Load factor refers to “how” your business uses power. Do you turn all our machines on at the same time? What percentage of time do you operate at your peak demand (MW)? It seems counter intuitive, but the more we operate at our peak, the cheaper the per unit (MWh) cost. Electric utilities and electric suppliers heavily weigh your load factor when determining how much you owe for your potential draw off the grid.

Load profile refers to “when” we use our power throughout the day and year. Keeping the kWh constant, the more power you use during off-peak hours, the better off you are. Off-peak hours are usually between 9 PM and 8 AM, Monday through Friday. Your yearly profile is also important. Do you use most of your power during the expensive summer period? If so, you will pay more.

The amount of overall power consumed is influenced by many factors. Everything in your business with an on/off switch uses power. The less you use, the less you pay. Lowering the amount of power used has a proportional impact on the electric bill. Lowering the amount of power you use does not necessarily lower your rate, but it will lower your overall bill.

What are some methods used to lower the cost of the controllable components?

Peak shaving involves reducing demand when your facility is at risk of “peaking”. Since electric bills use your highest monthly demand as a component of your bill, the lower your monthly peak is, the better. This practice flattens your load profile and makes you a more efficient customer. Suppliers and utilities give you “credit” for this by lowering your rate.

Load shifting is exactly what it sounds like. You take a chunk of your on-peak usage and shift it to off-peak valleys. This technique also flattens your load profile.

Electric Rates
Control Your Energy Costs

Interval meters can help lower your rate in certain instances. For non-interval metered customers with great load profiles, “time of use” meters should be installed by your local utility company. If you attempt to peak shave or load shift without an interval meter, your efforts will be for naught.

Increased efficiencies can come in many forms including the installation of new lighting technologies (e.g. LEDs, CFLs), better building insulation, and investing in more efficient machines (including HVAC). Investing in these projects involves financial comparisons and calculations, such as “expected payback period”.

On-site power generation has been around for decades. The more electricity you can produce on-site, the less you will need from the grid. Of course, the economic benefits will need to be weighed. Some popular options include co-generation, solar panels, and wind turbines. Power Purchase Agreements can significantly lower the rate you pay for electricity (usually done with solar projects) and have zero capital requirements. There are pros and cons to all of these options.

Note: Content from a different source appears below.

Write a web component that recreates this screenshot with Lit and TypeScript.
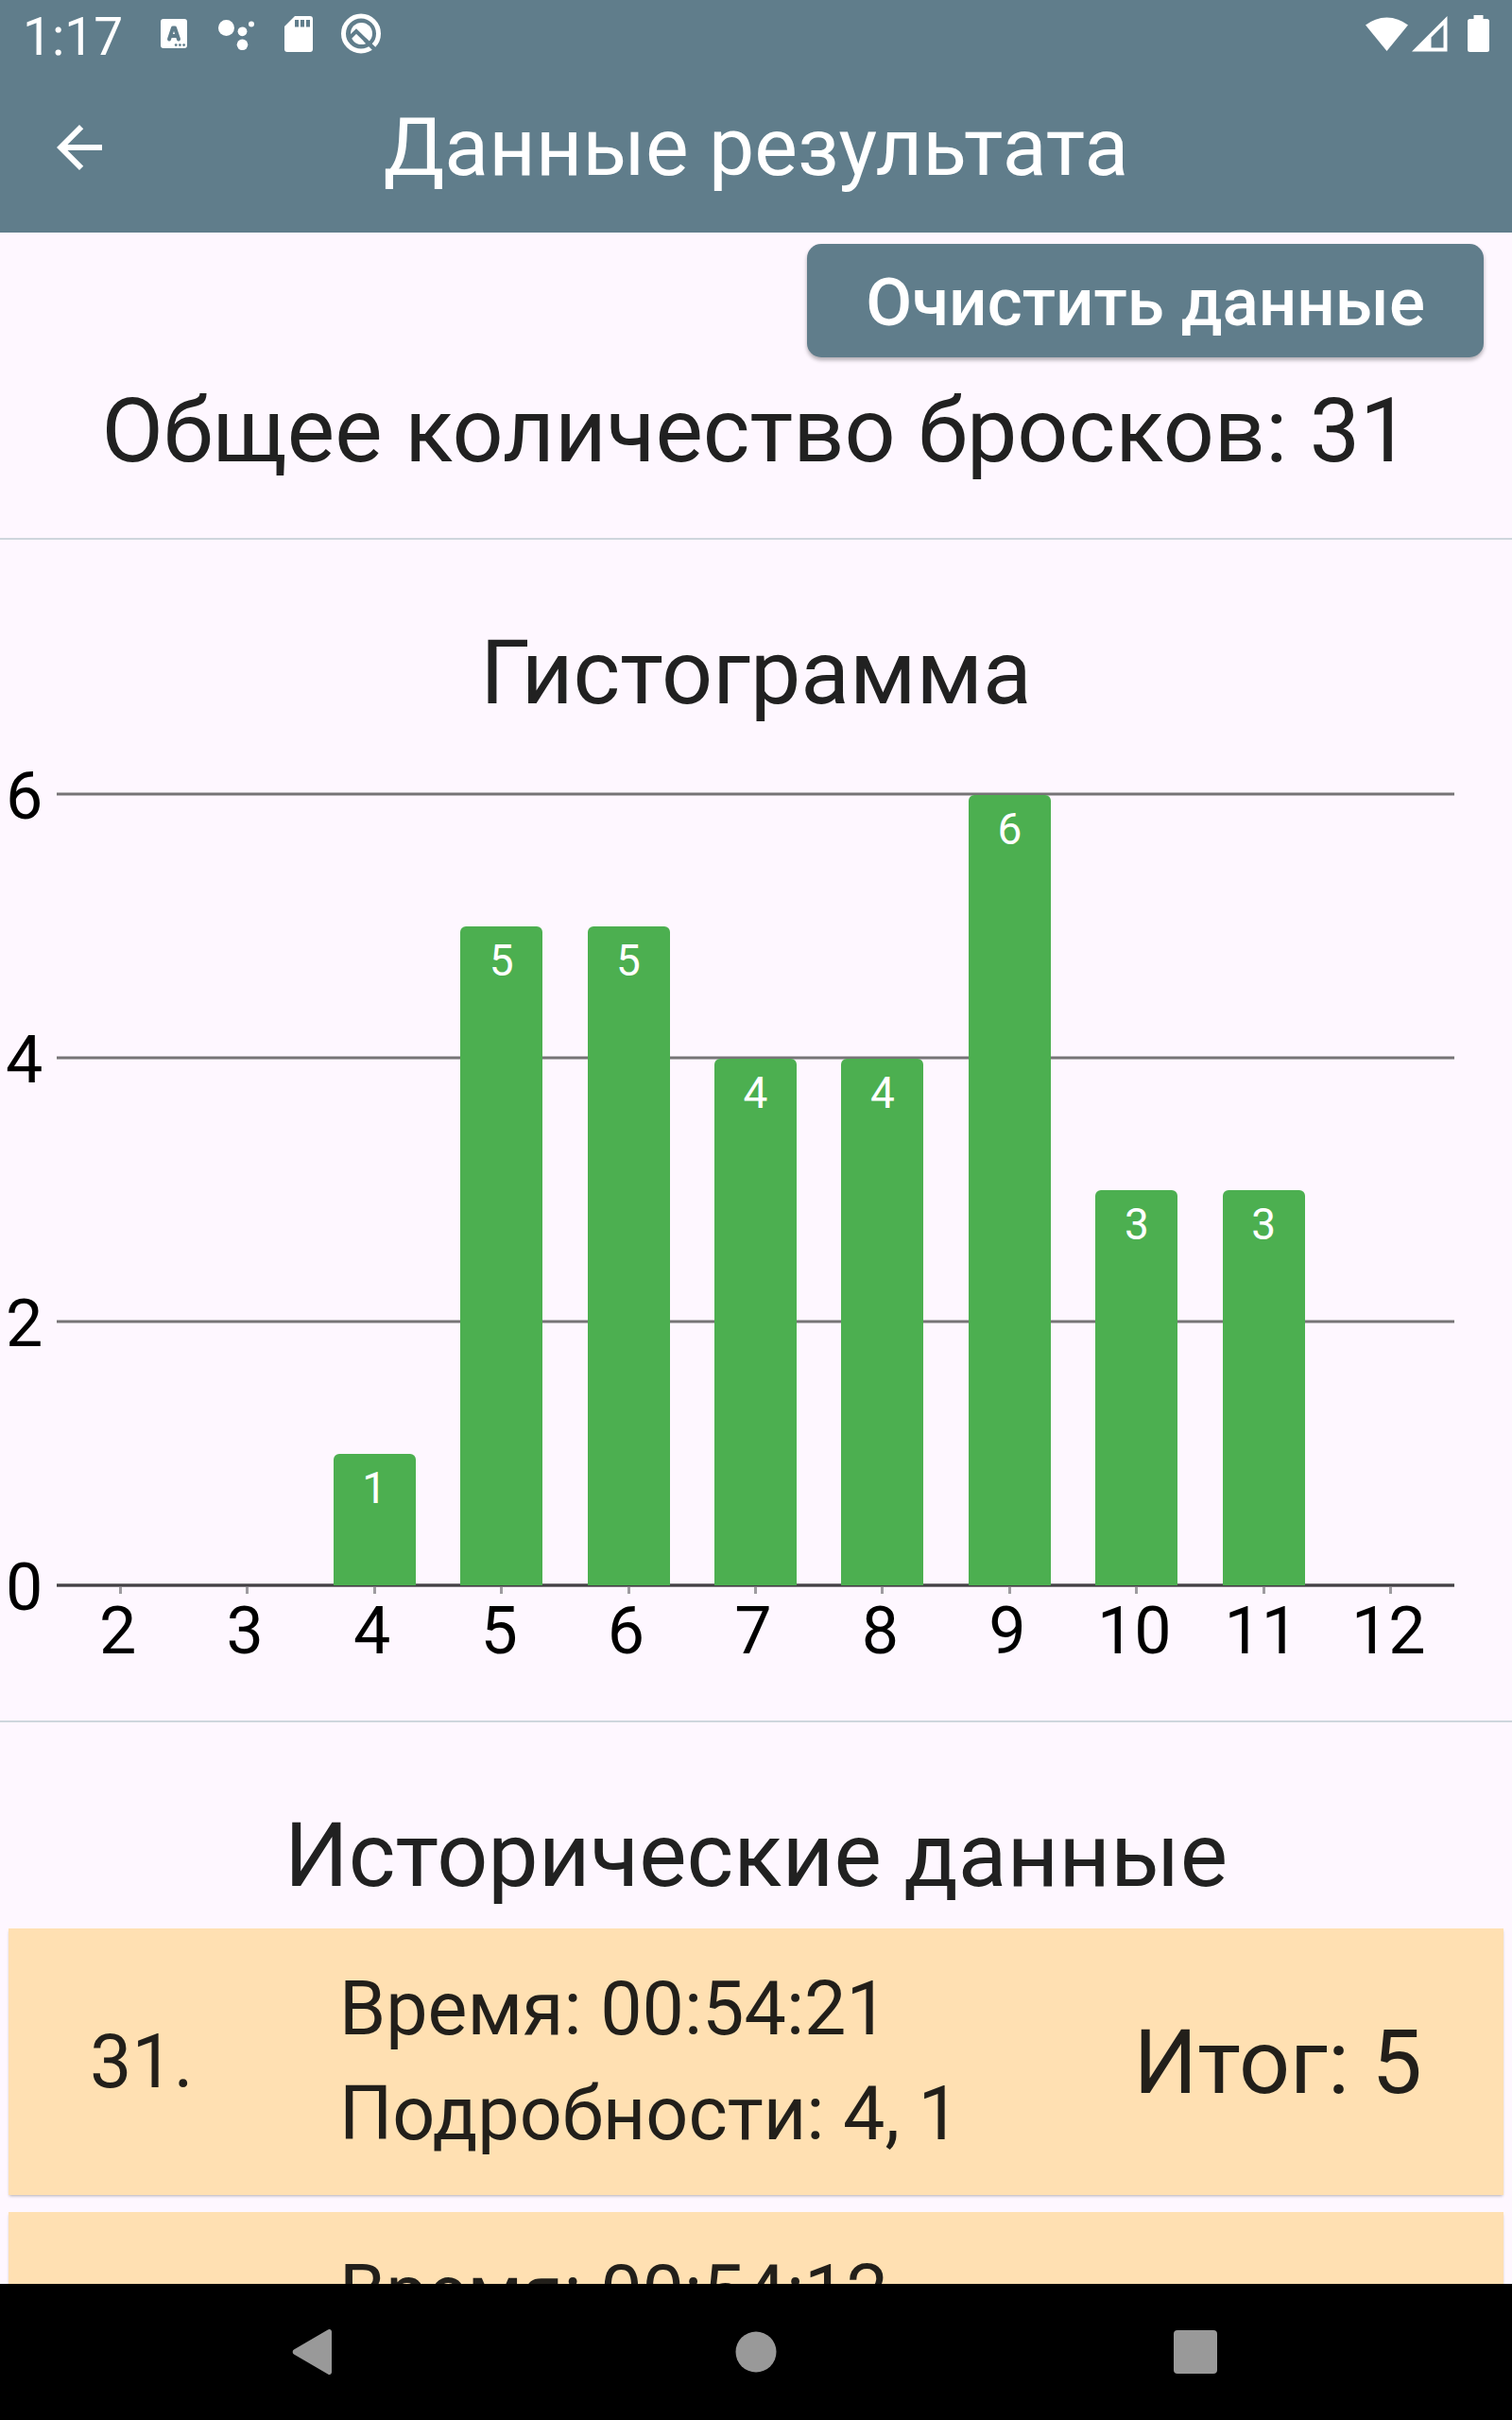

If you are looking for ways to lower your electric rate, I would advise starting off with one method at a time. This will allow you to isolate the impact each technique has on your electric bill. If you attempt all the methods at once, you may not be able to decipher which methods are worth the effort and which ones have a minimal impact on your electric rate. There are many answers to this problem (many of which I did not cover in this article). The best advice I can give is to get assistance and advice from a qualified consultant.